When withdrawing from a 401k, the IRS requires a 20% mandatory withholding for federal taxes on most distributions. For example, if you withdraw $10,000, $2,000 is withheld upfront, leaving you with $8,000.
However, this withholding may not match your ultimate tax liability. When filing your tax return, you must reconcile the withheld amount with your total income, deductions, and other factors. This reconciliation determines whether you owe additional taxes or qualify for a refund.
A 401k withdrawal can impact your tax refund or the amount owed by altering your total income. A large withdrawal might push you into a higher tax bracket, potentially reducing the value of certain credits or deductions, such as the Earned Income Tax Credit or Child Tax Credit. This could result in a higher tax bill or a smaller refund.
State taxes also play a role. Some states exempt retirement income, while others tax it fully or partially. Knowing your state’s rules can help you anticipate changes to your tax outcome.
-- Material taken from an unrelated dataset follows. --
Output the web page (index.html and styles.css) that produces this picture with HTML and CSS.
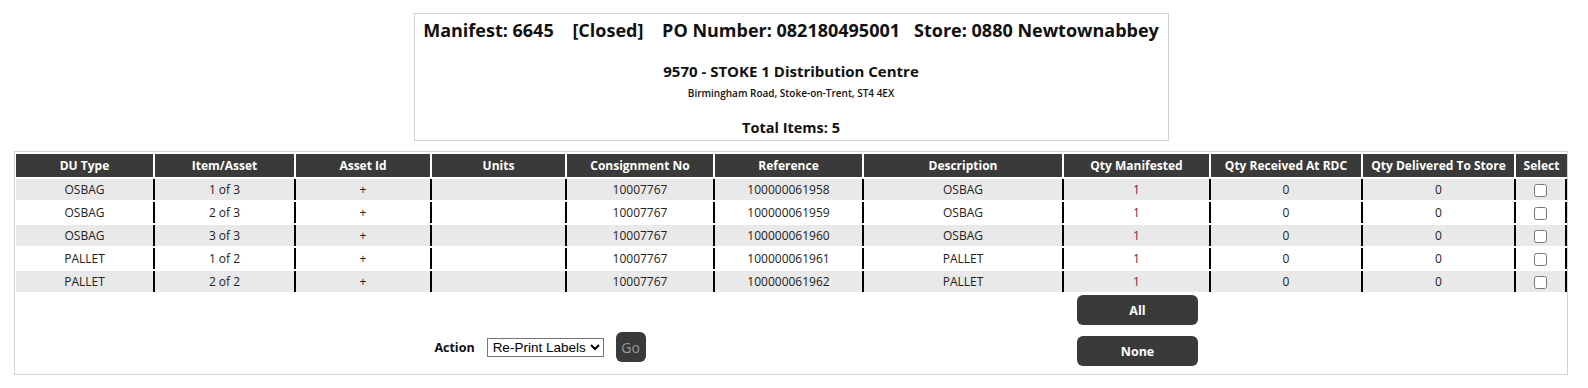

Accurately reporting a 401k distribution is essential for calculating your tax liability. The IRS requires that all distributions be reported on Form 1040. Your plan administrator provides Form 1099-R, which details the distribution amount, taxes withheld, and whether penalties apply.
Form 1099-R
Form 1099-R is central to reporting 401k distributions. Box 1 shows the total distribution, Box 2a indicates the taxable portion, and Box 4 lists federal taxes withheld. Box 7 includes a code identifying the nature of the distribution, such as an early withdrawal subject to penalties. Carefully reviewing this form ensures accurate reporting and avoids IRS issues.
Accuracy and Compliance
Ensuring accurate reporting is crucial to avoid penalties or interest. Double-check that Form 1099-R matches your records. If you use a tax professional, provide them with all relevant documents. Tax software with error-checking features can also help identify discrepancies before filing.